Thursday, 13 August 2009

The Feynman Index

Someone asked me an interesting question about measurement:

“If what gets measured gets done, are we measuring the right things? What would happen if we started to measure different things?”
What indeed?

It nicely encapsulates the problem of measurement. For any given objective we can identify things to measure – many of which either have, or appear to have, a bearing on the problem. Sometime they move us closer to our objective, but sometimes not quickly enough.

Those averse to measurement love this, because they take any weaknesses as a reason not to measure. But that’s missing the point. Any valid measurement is better than no measurement, even if it’s imperfect. Why? Because without a measure you are left with subjective views. Subjective views will be different each time you look, and provide no clear benchmark for whether things are improving or not.

But the original question was interesting – what if we started to measure different things? What if we measured things that appear a little crazy?

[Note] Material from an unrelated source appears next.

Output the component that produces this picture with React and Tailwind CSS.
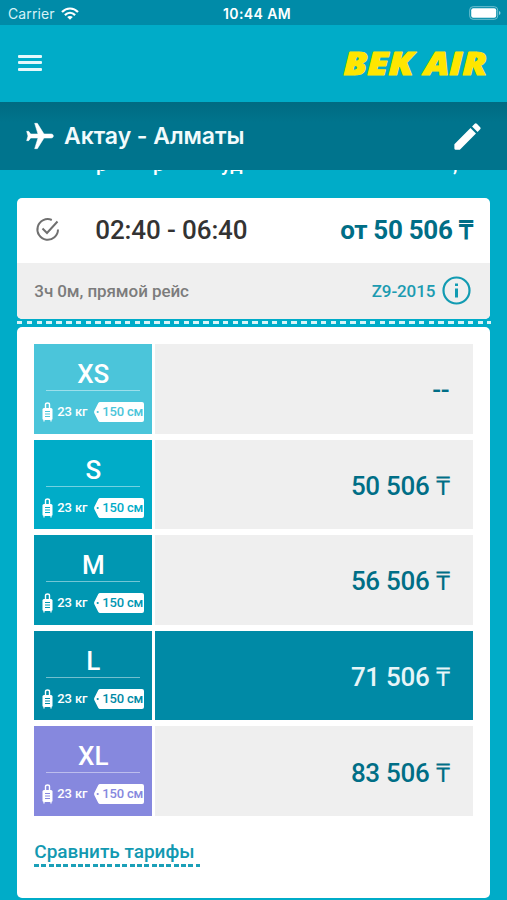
import React from 'react';

const tariffs = [
  { size: 'XS', price: '--', tile: 'bg-[#4bc5da]', tag: 'text-[#4bc5da]', active: false },
  { size: 'S', price: '50 506 ₸', tile: 'bg-[#00acc8]', tag: 'text-[#00acc8]', active: false },
  { size: 'M', price: '56 506 ₸', tile: 'bg-[#0097b2]', tag: 'text-[#0097b2]', active: false },
  { size: 'L', price: '71 506 ₸', tile: 'bg-[#008aa6]', tag: 'text-[#008aa6]', active: true },
  { size: 'XL', price: '83 506 ₸', tile: 'bg-[#8688de]', tag: 'text-[#8688de]', active: false },
];

const StatusBar = () => (
  <div className="h-[25px] bg-[#008ba8] grid grid-cols-3 items-center pl-2 pr-1.5 font-['Inter',sans-serif] text-white">
    <div className="flex items-center gap-[6px] pt-[3px]">
      <span className="text-[14px] leading-4 tracking-[0.1px] text-[#d5f2f7]">Carrier</span>
      <svg className="w-[18px] h-[13px] mt-[-2px]" viewBox="0 0 18 13" fill="none" stroke="white" strokeWidth="2.2">
        <path d="M1 5C5.6.3 12.4.3 17 5" />
        <path d="M3.9 8.1c3-3 7.2-3 10.2 0" />
        <path d="M9 12.8 6.2 10c1.600-1.400 4-1.400 5.600 0z" fill="white" stroke="none" />
      </svg>
    </div>
    <span className="pt-[3px] pl-[5px] text-center text-[14px] leading-4 font-semibold tracking-[0.4px] whitespace-nowrap">10:44 AM</span>
    <svg className="w-[32px] h-[14px] justify-self-end mt-px" viewBox="0 0 32 14">
      <rect x="0.7" y="0.7" width="28" height="12.6" rx="3.4" fill="none" stroke="#6fc0d0" />
      <rect x="2.2" y="2.2" width="25" height="9.600" rx="2" fill="white" />
      <path d="M30 5v4q1.500-.6 1.500-2T30 5z" fill="#8fd0dc" />
    </svg>
  </div>
);

const Header = () => (
  <header className="h-[77px] flex items-center justify-between pl-[18px] pr-[15px]">
    <div className="w-6 flex flex-col gap-[3.5px] mt-[-2px]">
      <span className="h-[3px] rounded-[1px] bg-[#e6f8fb]" />
      <span className="h-[3px] rounded-[1px] bg-[#e6f8fb]" />
      <span className="h-[3px] rounded-[1px] bg-[#e6f8fb]" />
    </div>
    <svg
      className="w-[152px] h-[50px] font-['Open_Sans',sans-serif] font-extrabold italic text-[31px]"
      viewBox="0 0 152 50"
      fill="#ffe600"
      stroke="#ffe600"
      strokeWidth="1.2"
      strokeLinejoin="round"
    >
      <text x="3.500" y="35.500" textLength="70" lengthAdjust="spacingAndGlyphs">BEK</text>
      <text x="84" y="35.500" textLength="63" lengthAdjust="spacingAndGlyphs">AIR</text>
    </svg>
  </header>
);

const RouteBar = () => (
  <div className="h-[68px] flex items-center justify-between pl-6 pr-6 bg-linear-to-b from-[#006b82] to-[#00748d] to-30%">
    <div className="flex items-center gap-2">
      <svg className="w-8 h-8 rotate-90" viewBox="0 0 24 24" fill="white" stroke="white" strokeWidth="0.4">
        <path d="M21.500 16v-2L13.500 9V3.500c0-.83-.67-1.500-1.500-1.500S10.500 2.670 10.500 3.500V9l-8 5v2l8-2.500V19l-2 1.500V22l3.500-1 3.500 1v-1.500L13.500 19v-5.500l8 2.500z" />
      </svg>
      <h1 className="pt-px font-['Inter',sans-serif] font-semibold text-[23px] tracking-[-0.05px] text-[#f2fbfc] whitespace-nowrap">Актау - Алматы</h1>
    </div>
    <svg className="w-[35px] h-[35px] mr-[-2px]" viewBox="0 0 24 24" fill="white">
      <path d="M3 17.250V20.300q0 .7.700.7H6.750L17.810 9.940l-3.750-3.750L3 17.250zM20.710 7.040a1 1 0 0 0 0-1.410l-2.340-2.340a1 1 0 0 0-1.410 0l-1.830 1.830 3.750 3.750 1.830-1.830z" />
    </svg>
  </div>
);

// Only the descenders of the line scrolled under the route bar stay visible
const ScrolledLine = () => (
  <div className="h-[28px] overflow-hidden">
    <div className="flex h-[5px] items-end overflow-hidden pl-[96px] text-[20px] leading-[22px] font-medium text-white">
      <span className="w-[57px]">р</span>
      <span className="w-[68px]">р</span>
      <span className="w-[232px]">уд</span>
      <span>,</span>
    </div>
  </div>
);

const FlightCard = () => (
  <section className="h-[121px] rounded-[5px] overflow-hidden bg-white">
    <div className="h-[65px] flex items-center justify-between pl-[17px] pr-[18px]">
      <div className="flex items-center">
        <svg className="w-[25px] h-[25px] mt-[-2px] ml-px" viewBox="0 0 25 25" fill="none" stroke="#707070" strokeWidth="2">
          <path d="M23 12.500A10.300 10.300 0 1 1 16.800 3" />
          <path d="m7.500 11.500 4.500 4.500L22.500 4.500" />
        </svg>
        <span className="ml-[35px] text-[26px] font-medium tracking-[-0.12px] text-[#333] whitespace-nowrap">02:40 - 06:40</span>
      </div>
      <span className="text-[26px] font-bold tracking-[-0.32px] text-[#006e86] whitespace-nowrap">от 50 506 ₸</span>
    </div>
    <div className="h-14 flex items-center justify-between pl-[17px] pr-[19px] bg-[#efefef]">
      <span className="pt-px text-[17px] font-medium tracking-[-0.08px] text-[#7c7c7c] whitespace-nowrap">3ч 0м, прямой рейс</span>
      <div className="flex items-center gap-[7px]">
        <span className="pt-px text-[17px] font-medium tracking-[-0.1px] text-[#1c9bb1]">Z9-2015</span>
        <svg className="w-[29px] h-[29px] mt-[-2px]" viewBox="0 0 29 29" fill="none" stroke="#129bb2">
          <circle cx="14.500" cy="14.500" r="13" strokeWidth="2.200" />
          <path d="M14.500 12.500V21.500M14.500 7.500V10" strokeWidth="3" />
        </svg>
      </div>
    </div>
  </section>
);

const Luggage = () => (
  <svg className="w-[11px] h-5" viewBox="0 0 11 20">
    <path d="M3.500 8V2.500Q3.500 1 5.500 1T7.500 2.500V8" fill="none" stroke="white" strokeWidth="1.400" />
    <rect x="0.500" y="6" width="10" height="12" rx="1.500" fill="white" />
    <path d="M2 18v1.500M9 18v1.500" stroke="white" strokeWidth="1.200" />
    <path d="M3 9.500h5M3 12h5M3 14.500h5" stroke="currentColor" strokeWidth="1.100" />
  </svg>
);

const SizeTag = () => (
  <div className="relative w-[50px] h-5">
    <svg className="absolute inset-0" viewBox="0 0 50 20">
      <path d="M6 0H48Q50 0 50 2V18Q50 20 48 20H6Q5 20 4.300 19L.5 11.500Q-.3 10 .5 8.500L4.300 1Q5 0 6 0z" fill="white" />
      <circle cx="3.700" cy="10" r="1.100" fill="currentColor" />
    </svg>
    <span className="relative block pl-2 text-[13px] leading-5 font-medium tracking-[-0.2px] whitespace-nowrap">150 см</span>
  </div>
);

const TariffRow = ({ tariff }) => (
  <div className="flex gap-[3px] h-[89.6px]">
    <div className={`w-[118px] ${tariff.tile}`}>
      <div className="mx-3 h-[46px] pt-[14px] text-center text-[26px] leading-8 font-medium text-white">{tariff.size}</div>
      <div className="mx-3 h-px bg-white/45" />
      <div className={`mt-[11px] pl-2 flex items-center ${tariff.tag}`}>
        <Luggage />
        <span className="ml-1 w-[37px] text-[13px] leading-5 font-medium tracking-[-0.1px] text-white whitespace-nowrap">23 кг</span>
        <SizeTag />
      </div>
    </div>
    <div
      className={`flex-1 flex items-center justify-end pr-[24px] pt-[4px] text-[26px] tracking-[-0.3px] font-medium ${
        tariff.active ? 'bg-[#008aa6] text-[#e6f5f8]' : 'bg-[#efefef] text-[#006e86]'
      }`}
    >
      {tariff.price}
    </div>
  </div>
);

const App = () => {
  return (
    <div className="w-[507px] h-[900px] overflow-hidden bg-[#00acc8] font-['Roboto',sans-serif]">
      <StatusBar />
      <Header />
      <RouteBar />
      <ScrolledLine />
      <main className="pl-[17.3px] pr-[16.7px]">
        <FlightCard />
        <div className="mt-[2px] mb-[3px] mr-[-1px] h-[3px] bg-[repeating-linear-gradient(90deg,#d9f3f7_0_5.500px,transparent_5.500px_9.800px)]" />
        <section className="h-[571px] rounded-[5px] bg-white pt-[17px] px-[17px]">
          <div className="flex flex-col gap-[6px]">
            {tariffs.map((tariff) => (
              <TariffRow key={tariff.size} tariff={tariff} />
            ))}
          </div>
          <a className="mt-[24px] inline-block w-[166px] text-[19px] leading-6 font-medium tracking-[-0.03px] text-[#1299b1] whitespace-nowrap">
            Сравнить тарифы
            <span className="block h-[3px] bg-[repeating-linear-gradient(90deg,#1ba0b8_0_5px,transparent_5px_7.350px)]" />
          </a>
        </section>
      </main>
    </div>
  );
};

export default App;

I have been quite inspired by reading Richard Feynman: a brilliant chap who was constantly curious. What a marvellous quality – to be constantly curious. Most of us work hard at being blasé about how much we know – experts at this, experienced at that. Few of us want to expose how little we know. Yet here was an acknowledged genius who was quite prepared to admit what he didn’t know – and was always curious to find out more.

One of his life’s ambitions was to visit Tuva – a Russian republic in Siberia. As far as I can make out he had no better reason than that it sounded like a place that didn’t exist, was in an obscure location and therefore had a huge allure for him.

Here was a dedicated and brilliant physicist who devoted a great deal of his life to physics research and teaching. Yet he also had a number of seemingly unrelated obsessions. Did his obsession with Tuva teach him anything about physics? Did his love of playing the bongos help him to relate to his students better? I suggest they did.

Feynman, as a physicist, understood the importance of measurement. In physics measurement makes the difference between something being properly understood or not. As Feynman points out, something can appear to be correct when in fact it is not. It is the accuracy of measurement that exposes the error.

So The Feynman Index takes a sidelong, mischievous swipe at the problem/objective and asks “What Might I Measure Here?” What curve ball or seemingly off-centre measurement might teach me something I don’t already know? It doesn’t matter if it doesn’t work – replace it with something that works better.

Sometimes the “Feynman Index” type measurements tells us more about the central problem than we might possibly guess from the outset… In addition, not instead of, the mainstream measurements.